A modo de sugerencia, para todos aquellos
que elevan a los altares del liderazgo político –eclipsando incluso a su
predecesor Artur Mas— de Carles Puigdemont un título de carácter alegórico para
un hipotético documental presto a glosar su importancia en el contexto
sociopolítico que vivimos en la actualidad, podría ser el de El viento y el león, calcado al
utilizado por John Milius para una de sus piezas maestras. El cineasta oriundo
de Missouri emplazaría la cámara (parcialmente) en el sur de España para rodar
una producción estadounidense cuyo estreno en nuestras carteleras se dio cita
en la antesala del fallecimiento del caudillo Francisco Franco. Muerto el
dictador, muerta la dictadura. Estos días se cumplen cuarenta años desde las
primeras elecciones legislativas en el estado español. En esa frontera temporal
se sitúa el denominado “desafío independentista catalán”. Siguiendo el hilo de
los títulos que pueblan la filmografía de John Milius (indistintamente en su
faceta de director y guionista), Junts pel Sí y la CUP (el contrapeso en forma
de partido “antisistema”) se conjuran para decir Adiós al rey (Felipe VI de España) y aguardan a El gran miércoles (el día 4 de octubre)
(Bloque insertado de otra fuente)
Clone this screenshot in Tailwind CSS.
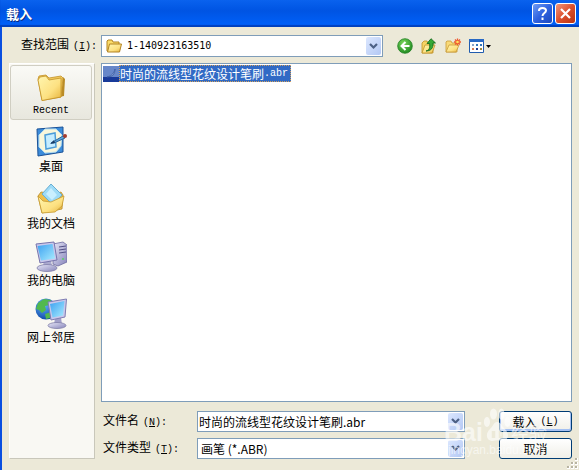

para proclamar la independencia de Catalunya de manera unilateral (faltaría
más) si las urnas emiten un sí rotundo o incluso con matices. Pero más bien me
temo que ese escenario no se dará el 1 de octubre de 2017 y los radicales de la
CUP se empeñarán en inflamar las
calles para dejar constancia de la posibilidad de un amanecer rojo. Ante la opresión del estado que hace valer la
legalidad, cabe un Apocalypse Now
pensarán para sus adentros el sector más radicalizado de la CUP que desoye las
consignas de Junts pel Sí, más focalizados en una noción de performance sin atisbo de actos
vandálicos. Milius encontró inspiración en El
corazón de las tinieblas de Joseph Conrad para dar forma al guión de Apocalypse Now. En ese corazón de las tinieblas (alegórico) es
donde habita Carles Puigdemont enfundado en el traje del coronel Kurtz,
viviendo su particular matrix, ajeno
a una realidad mundial que dibuja un panorama de retos de primer orden, entre
otros, el del cambio climático, el inexorable avance del yihadismo (a modo de hidra del Mal) o la pervivencia de los
paraísos fiscales, puerta de entrada (trasera) del lavado de dinero negro o de
asuntos que competen a la corrupción y/o al crimen organizado. Al lado de
Puigdemont se ubica Oriol Junqueras, cuya sonrisa bobalicona muestra mientras hace
aspavientos con las manos para dar cuerda
a su discurso que solo conoce de cifras (la
pela és la pela), me recuerda a la encarnación en pantalla del fotoperiodista con
los rasgos propios de Dennis Hopper en la libérrima versión del clásico de
Conrad. La cara amable de esa corte en
cuyo santuario resuenan en sus
paredes interiores un grito seco con acento de Girona, en que se repite casi
como una letanía: «¡el horror!, ¡el horror!». En la mente de Puigdemont parece
visualizarse la entrada de tanques por la avinguda Diagonal de la Ciudad Condal
con María Dolores de Cospedal, ataviada de uniforme color caqui, presidiendo esas
maniobras en la víspera del 1-O, el “día D” para un frente independentista que
definitivamente desde hace tiempo ha entrado en un cul-de-sac. Para buscar la salida quizás mejor apelar al seny (que para un servidor se
corresponde con un amplio sector de Catalunya Sí que es Pot; algún día espero
que Xavier Domènech sea President de la Generalitat de Catalunya) más que la rauxa.